## [Exercise brief]
Establish how many lines in the material include the string "table" and report it as a lone number.

## [Recorded data]
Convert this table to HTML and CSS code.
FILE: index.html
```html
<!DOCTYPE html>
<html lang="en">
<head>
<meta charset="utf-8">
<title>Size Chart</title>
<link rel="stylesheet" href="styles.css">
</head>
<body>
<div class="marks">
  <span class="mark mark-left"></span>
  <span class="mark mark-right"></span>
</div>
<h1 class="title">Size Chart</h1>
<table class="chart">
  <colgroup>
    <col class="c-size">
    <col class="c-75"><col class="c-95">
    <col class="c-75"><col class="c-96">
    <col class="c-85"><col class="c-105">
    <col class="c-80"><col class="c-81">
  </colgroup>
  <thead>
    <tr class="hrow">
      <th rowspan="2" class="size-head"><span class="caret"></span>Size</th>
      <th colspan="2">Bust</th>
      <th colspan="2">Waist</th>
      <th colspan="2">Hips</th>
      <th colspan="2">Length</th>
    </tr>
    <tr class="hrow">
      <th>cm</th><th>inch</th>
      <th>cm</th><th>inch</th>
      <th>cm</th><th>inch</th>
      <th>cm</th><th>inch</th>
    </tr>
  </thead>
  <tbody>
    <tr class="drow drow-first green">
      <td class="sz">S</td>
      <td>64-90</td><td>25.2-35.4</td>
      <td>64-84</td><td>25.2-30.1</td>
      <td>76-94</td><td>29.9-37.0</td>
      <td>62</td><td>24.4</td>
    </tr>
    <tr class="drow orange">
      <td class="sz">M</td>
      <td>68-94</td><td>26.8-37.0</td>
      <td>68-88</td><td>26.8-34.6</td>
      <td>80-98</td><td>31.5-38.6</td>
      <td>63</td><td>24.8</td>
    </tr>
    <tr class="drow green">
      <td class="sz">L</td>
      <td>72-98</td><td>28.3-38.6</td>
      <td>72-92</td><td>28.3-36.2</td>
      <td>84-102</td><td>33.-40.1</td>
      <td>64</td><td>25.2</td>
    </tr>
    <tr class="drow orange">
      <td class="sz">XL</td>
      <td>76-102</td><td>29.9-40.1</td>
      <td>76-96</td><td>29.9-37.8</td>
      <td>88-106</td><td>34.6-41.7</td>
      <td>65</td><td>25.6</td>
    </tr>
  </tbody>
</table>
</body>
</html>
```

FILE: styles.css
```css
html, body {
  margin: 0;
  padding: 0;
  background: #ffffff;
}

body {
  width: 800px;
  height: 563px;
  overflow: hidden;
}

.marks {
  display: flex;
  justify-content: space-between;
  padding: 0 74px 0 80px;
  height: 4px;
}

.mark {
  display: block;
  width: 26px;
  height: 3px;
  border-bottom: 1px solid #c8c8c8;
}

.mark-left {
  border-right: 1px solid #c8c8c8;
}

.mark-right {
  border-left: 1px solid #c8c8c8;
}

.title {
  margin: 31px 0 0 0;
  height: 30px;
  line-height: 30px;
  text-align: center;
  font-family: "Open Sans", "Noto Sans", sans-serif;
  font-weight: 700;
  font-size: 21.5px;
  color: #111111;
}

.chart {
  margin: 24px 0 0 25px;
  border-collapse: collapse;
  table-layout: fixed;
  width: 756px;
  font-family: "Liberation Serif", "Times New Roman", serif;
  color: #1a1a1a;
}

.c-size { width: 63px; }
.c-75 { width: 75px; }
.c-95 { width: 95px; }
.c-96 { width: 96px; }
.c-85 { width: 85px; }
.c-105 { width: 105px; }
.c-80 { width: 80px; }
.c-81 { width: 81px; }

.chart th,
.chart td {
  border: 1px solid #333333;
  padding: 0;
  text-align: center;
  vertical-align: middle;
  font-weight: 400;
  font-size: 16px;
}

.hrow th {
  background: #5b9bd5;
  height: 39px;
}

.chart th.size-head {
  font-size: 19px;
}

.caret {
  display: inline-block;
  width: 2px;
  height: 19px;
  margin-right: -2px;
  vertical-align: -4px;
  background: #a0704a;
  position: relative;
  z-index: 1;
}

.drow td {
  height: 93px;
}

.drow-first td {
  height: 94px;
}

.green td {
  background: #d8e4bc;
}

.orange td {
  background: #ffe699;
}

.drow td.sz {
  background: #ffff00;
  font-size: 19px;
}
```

## [Answer to this problem]
4